What price do we pay for excessive caution?
http://reflectionsfromthebellcurve.blogspot.com/2013/04/learning-from-walking-wounded.html
The most powerful human experience I've had this year resulted in the post directly above. When someone recently commented on it offline, I re-read it and knew immediately why it had missed the mark. My caution had turned this intense experience into cryptic crap.
Based on stats this blog hosting site provides, I have a fairly accurate idea how many people read me regularly. This alone should be enough to allow me to throw caution to the wind. My wife, my ideal and most faithful reader, has only chastised me twice about encounters we've had together that became subsequent posts, meaning dozens more have escaped her discerning eye - too cautious, cryptic, circumspect - boring.

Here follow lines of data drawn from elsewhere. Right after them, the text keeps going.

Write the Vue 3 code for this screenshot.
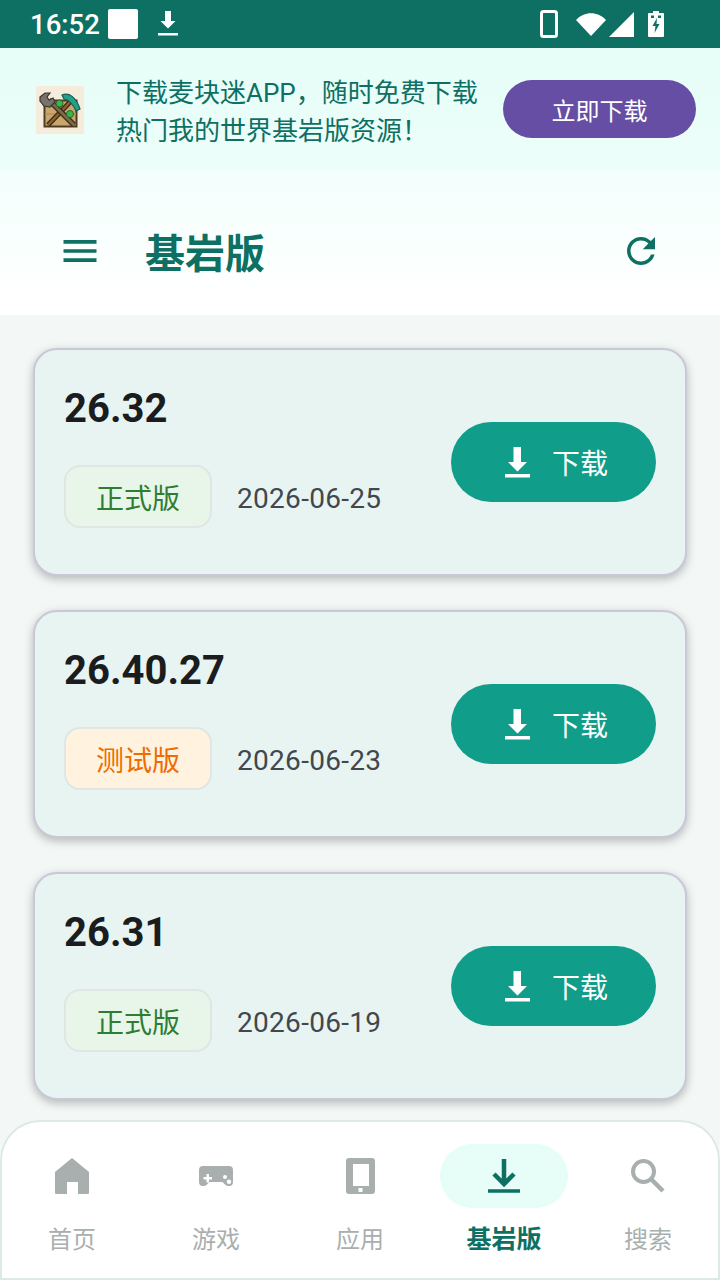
<template>
  <div class="page">
    <div class="status">
      <span class="time">16:52</span>
      <span class="square"></span>
      <svg class="st-dl" width="22" height="28" viewBox="0 0 22 28">
        <path d="M8 1h6v10h4.500L11 18.500 3.500 11H8z M1 23h20v2.500H1z" fill="#fff" />
      </svg>
      <span class="spacer"></span>
      <svg width="18" height="28" viewBox="0 0 18 28">
        <rect x="1.500" y="1.500" width="15" height="25" rx="2" fill="none" stroke="#fff" stroke-width="3" />
      </svg>
      <svg class="st-wifi" width="30" height="23" viewBox="0 0 30 23">
        <path d="M0 7C8 -2 22 -2 30 7L15 23z" fill="#fff" />
      </svg>
      <svg class="st-signal" width="25" height="25" viewBox="0 0 25 25">
        <path d="M25 0v25H0z" fill="#fff" />
      </svg>
      <svg class="st-batt" width="16" height="26" viewBox="0 0 16 26">
        <path d="M5 0h6v2h4a1 1 0 0 1 1 1v22a1 1 0 0 1-1 1H1a1 1 0 0 1-1-1V3a1 1 0 0 1 1-1h4z" fill="#fff" />
        <path d="M9 7 4.500 15h3L6.500 22l5-9h-3z" fill="#0d7063" />
        <path d="M3 4.500h3v2.500H3zM10 4.500h3v2.500h-3z" fill="#0d7063" />
      </svg>
    </div>

    <header class="top">
      <div class="banner">
        <svg class="logo" width="48" height="48" viewBox="0 0 48 48">
          <rect width="48" height="48" fill="#f6ecdc" />
          <rect x="8.500" y="14.500" width="32" height="26" fill="#c9a76c" stroke="#4d3d22" stroke-width="2" />
          <path d="M9 28h31" stroke="#b08f58" stroke-width="1.500" />
          <path d="M12 39 37 13" stroke="#3d2c16" stroke-width="5" />
          <path d="M12 39 37 13" stroke="#8a6233" stroke-width="2.500" />
          <path d="M13 14 38 39" stroke="#3d2c16" stroke-width="5.500" />
          <path d="M13 14 38 39" stroke="#7c6a4c" stroke-width="3" />
          <path d="M4 11 9 7h5l-3 4 2 3 4-2 2 4-5 5-6-1-4-5z" fill="#77726a" stroke="#3a3630" stroke-width="1.200" />
          <path d="M26 9c7-3 14 2 18 14l-4 2c-3-7-7-11-12-12z" fill="#23a08c" stroke="#145c50" stroke-width="1.200" />
          <circle cx="23.500" cy="17.500" r="3.500" fill="#3fb548" stroke="#1d6b2a" />
          <circle cx="34" cy="28" r="3.500" fill="#3fb548" stroke="#1d6b2a" />
        </svg>
        <div class="banner-text">下载麦块迷APP，随时免费下载<br />热门我的世界基岩版资源！</div>
        <button class="get-app">立即下载</button>
      </div>
      <div class="toolbar">
        <svg class="menu" width="44" height="44" viewBox="0 0 24 24">
          <path d="M3 18h18v-2H3v2zm0-5h18v-2H3v2zm0-7v2h18V6H3z" fill="#0d7063" />
        </svg>
        <h1 class="title">基岩版</h1>
        <svg class="refresh" width="42" height="42" viewBox="0 0 24 24">
          <path
            d="M17.650 6.350C16.200 4.900 14.210 4 12 4c-4.420 0-7.990 3.580-7.990 8s3.570 8 7.990 8c3.730 0 6.840-2.550 7.730-6h-2.080c-.82 2.330-3.040 4-5.650 4-3.310 0-6-2.690-6-6s2.690-6 6-6c1.660 0 3.140.69 4.220 1.780L13 11h7V4l-2.350 2.350z"
            fill="#0d7063"
          />
        </svg>
      </div>
    </header>

    <main class="list">
      <div v-for="item in versions" :key="item.name" class="card">
        <div class="info">
          <div class="name">{{ item.name }}</div>
          <div class="meta">
            <span class="tag" :class="item.beta ? 'tag-beta' : 'tag-stable'">{{ item.beta ? "测试版" : "正式版" }}</span>
            <span class="date">{{ item.date }}</span>
          </div>
        </div>
        <button class="download">
          <svg width="25" height="31" viewBox="0 0 25 31">
            <path d="M8.500 0H16v15h6l-9.500 9.500L3 15h5.500zM0 27h25v3.500H0z" fill="#fff" />
          </svg>
          <span>下载</span>
        </button>
      </div>
    </main>

    <nav class="tabs">
      <div v-for="tab in tabs" :key="tab.label" class="tab" :class="{ active: tab.active }">
        <div class="tab-icon">
          <svg v-if="tab.icon === 'home'" width="34" height="36" viewBox="0 0 34 36">
            <path d="M17 0 34 14v21a1 1 0 0 1-1 1H23V24H12v12H1a1 1 0 0 1-1-1V14z" fill="#a9afae" />
          </svg>
          <svg v-if="tab.icon === 'game'" width="36" height="22" viewBox="0 0 36 22">
            <path
              fill-rule="evenodd"
              d="M5 1h26a4 4 0 0 1 4 4v12a4 4 0 0 1-4 4c-2 0-3-.5-4.500-2l-2-2h-13l-2 2C8 20.500 7 21 5 21a4 4 0 0 1-4-4V5a4 4 0 0 1 4-4zM8.500 9v3h-3v2.500h3v3H11v-3h3V12h-3V9zM27 10a2 2 0 1 0 0 4 2 2 0 0 0 0-4zM31 14.500a2.200 2.200 0 1 0 0 4.400 2.200 2.200 0 0 0 0-4.400z"
              fill="#a9afae"
            />
          </svg>
          <svg v-if="tab.icon === 'phone'" width="29" height="36" viewBox="0 0 29 36">
            <path
              fill-rule="evenodd"
              d="M3 0h23a3 3 0 0 1 3 3v30a3 3 0 0 1-3 3H3a3 3 0 0 1-3-3V3a3 3 0 0 1 3-3zM7 6v22h16V6zM12.500 30v4h4v-4z"
              fill="#a9afae"
            />
          </svg>
          <svg v-if="tab.icon === 'download'" width="32" height="34" viewBox="0 0 32 34">
            <path d="M16 0v25M6 15l10 10 10-10" fill="none" stroke="#0d7063" stroke-width="4.500" />
            <path d="M0 32h32" stroke="#0d7063" stroke-width="3.500" />
          </svg>
          <svg v-if="tab.icon === 'search'" width="34" height="34" viewBox="0 0 34 34">
            <circle cx="12.500" cy="12.500" r="10.500" fill="none" stroke="#a9afae" stroke-width="4" />
            <path d="M20.500 20.500 32 32" stroke="#a9afae" stroke-width="4.500" />
          </svg>
        </div>
        <div class="tab-label">{{ tab.label }}</div>
      </div>
    </nav>
  </div>
</template>

<script setup>
const versions = [
  { name: "26.32", date: "2026-06-25", beta: false },
  { name: "26.40.27", date: "2026-06-23", beta: true },
  { name: "26.31", date: "2026-06-19", beta: false },
];

const tabs = [
  { label: "首页", icon: "home" },
  { label: "游戏", icon: "game" },
  { label: "应用", icon: "phone" },
  { label: "基岩版", icon: "download", active: true },
  { label: "搜索", icon: "search" },
];
</script>

<style>
html,
body {
  margin: 0;
  background: #f3f7f6;
}
</style>

<style scoped>
.page {
  width: 720px;
  height: 1280px;
  display: flex;
  flex-direction: column;
  overflow: hidden;
  background: #f3f7f6;
  font-family: Roboto, "Noto Sans CJK SC", sans-serif;
}

.status {
  height: 48px;
  flex: none;
  box-sizing: border-box;
  padding: 0 56px 0 30px;
  display: flex;
  align-items: center;
  background: #0d7063;
  color: #fff;
}
.time {
  font-size: 27.5px;
  font-weight: 500;
  width: 78px;
}
.square {
  width: 30px;
  height: 30px;
  border-radius: 2px;
  background: #fff;
}
.st-dl {
  margin-left: 19px;
}
.spacer {
  flex: 1;
}
.st-wifi {
  margin: 1px 0 0 18px;
}
.st-signal {
  margin-left: 3px;
}
.st-batt {
  margin-left: 14px;
}

.top {
  height: 267px;
  flex: none;
}
.banner {
  height: 122px;
  box-sizing: border-box;
  padding: 0 24px 0 36px;
  display: flex;
  align-items: center;
  background: linear-gradient(#e6fdf8, #edfefa);
}
.logo {
  flex: none;
  margin-top: 2px;
}
.banner-text {
  flex: 1;
  margin: 6px 0 0 32px;
  font-size: 26px;
  line-height: 38px;
  color: #0d7063;
  white-space: nowrap;
}
.get-app {
  flex: none;
  width: 193px;
  height: 58px;
  border: none;
  border-radius: 29px;
  background: #654ea3;
  color: #fff;
  font: inherit;
  font-size: 24px;
}

.toolbar {
  height: 145px;
  box-sizing: border-box;
  padding: 16px 58px 0 58px;
  display: flex;
  align-items: center;
  background: linear-gradient(#f3fffd, #fff 90%);
}
.title {
  flex: 1;
  margin: 0 0 0 43px;
  font-size: 40px;
  font-weight: 700;
  color: #0d7063;
}

.list {
  flex: 1;
  box-sizing: border-box;
  padding: 33px 33px 0;
  display: flex;
  flex-direction: column;
  gap: 34px;
}
.card {
  height: 228px;
  box-sizing: border-box;
  padding: 0 29px;
  display: flex;
  align-items: center;
  justify-content: space-between;
  border: 2px solid #c9c8d6;
  border-radius: 24px;
  background: #e8f4f2;
  box-shadow: 0 3px 10px rgba(0, 0, 0, 0.26);
}
.info {
  padding-bottom: 12px;
}
.name {
  font-size: 40px;
  font-weight: 700;
  line-height: 48px;
  color: #1a1c1e;
}
.meta {
  margin-top: 32px;
  display: flex;
  align-items: center;
  gap: 25px;
}
.tag {
  width: 148px;
  height: 63px;
  box-sizing: border-box;
  padding-top: 1px;
  display: flex;
  align-items: center;
  justify-content: center;
  border: 2px solid #dfe6e3;
  border-radius: 16px;
  font-size: 28px;
}
.tag-stable {
  background: #e8f5e9;
  color: #2e7d32;
}
.tag-beta {
  background: #fff3e0;
  color: #ef6c00;
}
.date {
  margin-top: 4px;
  font-size: 28px;
  letter-spacing: 0.3px;
  color: #41484d;
}
.download {
  width: 205px;
  height: 80px;
  display: flex;
  align-items: center;
  justify-content: center;
  gap: 22px;
  border: none;
  border-radius: 40px;
  background: #109d8a;
  color: #fff;
  font: inherit;
  font-size: 28px;
  padding: 0 0 0 6px;
}

.tabs {
  height: 160px;
  flex: none;
  box-sizing: border-box;
  display: flex;
  padding-top: 24px;
  border-radius: 40px 40px 0 0;
  background: #fff;
  box-shadow: inset 0 0 0 2px #dde9e6;
}
.tab {
  flex: 1;
  display: flex;
  flex-direction: column;
  align-items: center;
}
.tab-icon {
  width: 128px;
  height: 64px;
  display: flex;
  align-items: center;
  justify-content: center;
  border-radius: 32px;
}
.tab.active .tab-icon {
  background: #e6fdf8;
}
.tab-label {
  margin-top: 15px;
  font-size: 24px;
  line-height: 34px;
  color: #a9afae;
}
.tab.active .tab-label {
  font-size: 25px;
  font-weight: 700;
  color: #0d7063;
}
</style>
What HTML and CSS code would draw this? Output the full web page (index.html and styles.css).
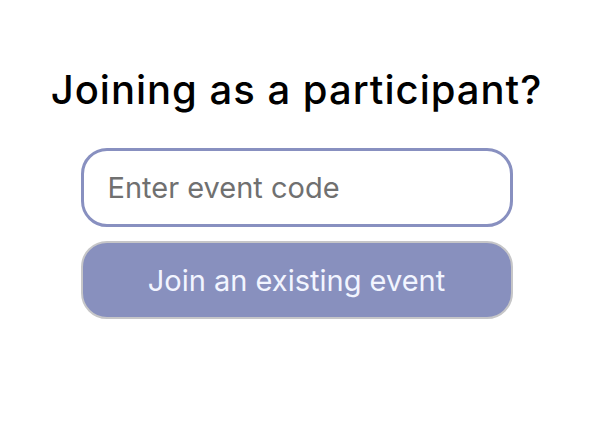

So, where is the line? Back in early April, a group of strangers listened as a burly, tattooed ex-Marine told a small part of his story. Later, when we were alone, that same man told me much more in a non-stop 50 minute monologue. I wasn't surprised. Among that group of strangers we'd been the only two men in the room and I'd revealed my own raw emotional state in front of the group before he spoke. In addition, when the session ended and we passed in the hall, I'd invited him to approach me offline. That's the real story, leaving out the cryptic frills of my first cautious attempt. The quotes in the original are verbatim.